A modern financial advisor website is the perfect place to solicit feedback, but you don’t have to limit your efforts to surveys. Feedback buttons give your clients a soundboard 24/7. These feedback forms are convenient, easy to use, and don’t interfere with your website visitor’s experience, so they are more likely to appeal to clients than other feedback tools. 

Keep in mind that these feedback forms are not lead generation or marketing tools. Don’t request information you don’t need. Typical data you need for marketing, like industry, position, age, etc., are not relevant here — getting honest feedback is your only goal.

Think of feedback buttons as a way for your website visitors to provide big-picture feedback. When your visitors click on a feedback button, they should find ways to provide specific and generic feedback. It’s also a good idea to include a link to client support for convenience. 

These feedback tools provide more than just insights for improving your financial services and products — they also help your site visitors have a better user experience. Even with the most engaging content, a website that is difficult to navigate will leave clients with a bad taste. 

Most clients who find your financial website hard to use won’t contact support; they’ll just move on to the next financial advisor’s website. Make it easy for your clients to tell you about their engagement on your website, and you’ll discover plenty of ways to make the user experience better. 

To collect a broad spectrum of feedback, include questions like:

  • How did you hear about our financial services website?
  • What were you looking for on our website?
  • Were you able to find information easily?
  • Did you find the information on our website or webpage useful? How so?
  • Would you consider our website a comprehensive resource for your financial needs?
  • How can we make our website easier to use?

You can change the questions easily to capture feedback for a specific product, a particular webpage, or your customer service. Feedback buttons give you the power to create a customized questionnaire that lets your clients help shape a better experience with your brand. 

What Questions Should Financial Advisors Ask Their Clients?

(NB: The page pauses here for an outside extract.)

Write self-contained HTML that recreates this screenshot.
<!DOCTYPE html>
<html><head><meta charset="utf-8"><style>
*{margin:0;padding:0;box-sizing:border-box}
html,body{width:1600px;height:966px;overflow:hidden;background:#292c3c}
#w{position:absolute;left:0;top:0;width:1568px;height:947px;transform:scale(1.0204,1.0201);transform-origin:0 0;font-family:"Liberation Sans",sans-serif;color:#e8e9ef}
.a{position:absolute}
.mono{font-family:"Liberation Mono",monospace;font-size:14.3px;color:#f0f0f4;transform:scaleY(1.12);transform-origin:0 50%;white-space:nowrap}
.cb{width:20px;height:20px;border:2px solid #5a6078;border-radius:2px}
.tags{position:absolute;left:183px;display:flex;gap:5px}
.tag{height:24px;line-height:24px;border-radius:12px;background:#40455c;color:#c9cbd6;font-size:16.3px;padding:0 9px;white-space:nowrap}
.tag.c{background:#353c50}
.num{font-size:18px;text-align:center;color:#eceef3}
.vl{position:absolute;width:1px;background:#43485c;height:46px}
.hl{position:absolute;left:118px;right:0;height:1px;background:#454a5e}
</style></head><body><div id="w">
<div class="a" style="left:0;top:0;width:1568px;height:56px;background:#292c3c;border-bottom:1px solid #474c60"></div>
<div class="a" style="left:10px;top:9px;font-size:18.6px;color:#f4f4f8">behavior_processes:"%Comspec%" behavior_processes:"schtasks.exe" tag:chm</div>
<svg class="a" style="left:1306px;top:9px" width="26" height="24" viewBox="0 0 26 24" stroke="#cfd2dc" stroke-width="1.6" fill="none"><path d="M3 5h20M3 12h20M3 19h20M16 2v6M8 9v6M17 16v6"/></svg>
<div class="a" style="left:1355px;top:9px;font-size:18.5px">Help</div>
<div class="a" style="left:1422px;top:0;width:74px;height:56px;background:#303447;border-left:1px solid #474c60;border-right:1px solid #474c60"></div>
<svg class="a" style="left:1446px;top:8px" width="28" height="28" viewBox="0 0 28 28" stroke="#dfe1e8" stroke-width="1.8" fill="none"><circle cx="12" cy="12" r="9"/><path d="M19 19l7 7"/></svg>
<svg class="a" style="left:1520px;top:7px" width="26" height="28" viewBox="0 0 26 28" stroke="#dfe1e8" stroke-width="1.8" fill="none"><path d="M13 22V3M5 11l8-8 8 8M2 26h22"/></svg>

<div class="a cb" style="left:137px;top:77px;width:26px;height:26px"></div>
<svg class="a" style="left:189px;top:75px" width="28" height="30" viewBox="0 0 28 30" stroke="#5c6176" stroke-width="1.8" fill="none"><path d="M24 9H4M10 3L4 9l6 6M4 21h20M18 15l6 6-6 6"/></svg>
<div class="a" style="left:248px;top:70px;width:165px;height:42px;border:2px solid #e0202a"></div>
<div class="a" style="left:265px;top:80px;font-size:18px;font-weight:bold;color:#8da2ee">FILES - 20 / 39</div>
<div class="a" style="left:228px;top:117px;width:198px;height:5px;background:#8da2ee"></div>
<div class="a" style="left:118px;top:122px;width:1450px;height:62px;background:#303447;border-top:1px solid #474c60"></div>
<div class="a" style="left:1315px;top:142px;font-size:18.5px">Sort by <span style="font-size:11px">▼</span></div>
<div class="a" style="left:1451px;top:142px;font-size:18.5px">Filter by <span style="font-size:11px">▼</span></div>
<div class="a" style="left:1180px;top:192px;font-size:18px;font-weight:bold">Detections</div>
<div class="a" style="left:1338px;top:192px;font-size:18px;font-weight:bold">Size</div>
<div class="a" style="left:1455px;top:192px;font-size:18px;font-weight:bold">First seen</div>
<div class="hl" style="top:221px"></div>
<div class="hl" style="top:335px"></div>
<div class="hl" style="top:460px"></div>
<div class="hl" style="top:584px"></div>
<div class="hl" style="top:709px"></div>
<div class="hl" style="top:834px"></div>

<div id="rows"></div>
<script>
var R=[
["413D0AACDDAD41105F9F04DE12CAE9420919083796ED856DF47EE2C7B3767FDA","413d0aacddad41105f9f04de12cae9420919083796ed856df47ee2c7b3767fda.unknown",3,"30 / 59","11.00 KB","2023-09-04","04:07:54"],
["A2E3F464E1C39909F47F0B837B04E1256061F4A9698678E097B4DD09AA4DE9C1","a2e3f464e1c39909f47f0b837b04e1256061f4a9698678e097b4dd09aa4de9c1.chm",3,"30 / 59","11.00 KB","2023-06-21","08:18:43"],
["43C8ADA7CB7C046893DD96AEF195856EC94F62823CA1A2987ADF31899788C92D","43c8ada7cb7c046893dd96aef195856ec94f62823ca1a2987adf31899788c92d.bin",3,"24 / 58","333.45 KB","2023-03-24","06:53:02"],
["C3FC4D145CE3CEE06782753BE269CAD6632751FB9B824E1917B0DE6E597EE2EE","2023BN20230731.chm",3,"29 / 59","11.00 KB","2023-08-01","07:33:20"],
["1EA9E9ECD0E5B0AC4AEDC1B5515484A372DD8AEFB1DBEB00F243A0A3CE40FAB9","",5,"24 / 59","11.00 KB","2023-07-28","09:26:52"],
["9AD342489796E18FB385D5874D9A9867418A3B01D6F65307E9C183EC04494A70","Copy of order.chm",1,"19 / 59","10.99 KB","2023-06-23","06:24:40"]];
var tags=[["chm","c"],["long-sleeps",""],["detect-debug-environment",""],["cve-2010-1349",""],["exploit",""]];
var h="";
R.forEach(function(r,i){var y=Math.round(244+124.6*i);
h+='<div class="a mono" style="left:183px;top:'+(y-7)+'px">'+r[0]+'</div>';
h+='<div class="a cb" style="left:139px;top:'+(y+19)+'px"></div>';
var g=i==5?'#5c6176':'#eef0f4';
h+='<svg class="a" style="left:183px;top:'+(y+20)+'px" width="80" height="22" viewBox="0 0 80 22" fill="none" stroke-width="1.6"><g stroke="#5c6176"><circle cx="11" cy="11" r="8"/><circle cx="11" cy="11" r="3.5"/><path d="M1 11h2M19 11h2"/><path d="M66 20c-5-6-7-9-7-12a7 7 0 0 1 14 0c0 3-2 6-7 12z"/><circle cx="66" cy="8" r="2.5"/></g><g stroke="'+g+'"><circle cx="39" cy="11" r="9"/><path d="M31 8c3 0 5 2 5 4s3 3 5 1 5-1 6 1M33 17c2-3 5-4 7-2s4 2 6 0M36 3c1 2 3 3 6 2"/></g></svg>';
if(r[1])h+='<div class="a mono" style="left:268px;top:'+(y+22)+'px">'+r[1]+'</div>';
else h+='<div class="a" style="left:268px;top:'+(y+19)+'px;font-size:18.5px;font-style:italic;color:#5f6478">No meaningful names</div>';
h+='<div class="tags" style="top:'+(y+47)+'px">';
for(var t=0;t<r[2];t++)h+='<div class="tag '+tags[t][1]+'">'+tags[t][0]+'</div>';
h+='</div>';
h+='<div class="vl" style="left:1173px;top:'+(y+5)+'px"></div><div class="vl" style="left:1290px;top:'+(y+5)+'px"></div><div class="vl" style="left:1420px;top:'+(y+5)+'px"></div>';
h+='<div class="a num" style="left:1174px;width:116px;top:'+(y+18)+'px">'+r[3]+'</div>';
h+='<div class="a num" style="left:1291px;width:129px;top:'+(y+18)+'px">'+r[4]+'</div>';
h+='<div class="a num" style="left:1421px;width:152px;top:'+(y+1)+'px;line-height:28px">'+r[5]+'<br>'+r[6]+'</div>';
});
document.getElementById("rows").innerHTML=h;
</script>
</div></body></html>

Asking the right questions is important to ensure that your feedback is as helpful as possible. If you ask shallow questions, the feedback you get might not be as helpful for improving your advisory. On the other hand, if your questions are too deep and complex, it’ll be difficult for clients to answer (or they just might not feel like answering). So you have to find a nice balance. Here are some questions that will work for you:

  • What changed for you after you started using our product?
  • What is your main goal for using this website/product?
  • What feature/option could we add to make your experience better?
  • What challenges are you trying to solve?
  • What are your main concerns or questions about [product or service]?

How often do the advisors you know get client feedback? If it’s been more than a year, it’s time for them to take action to implement either a financial advisor client survey or an advisory board. They may uncover some changes that need to be made, but in the long run, they’ll have happier clients, increased referrals, and more efficient practice.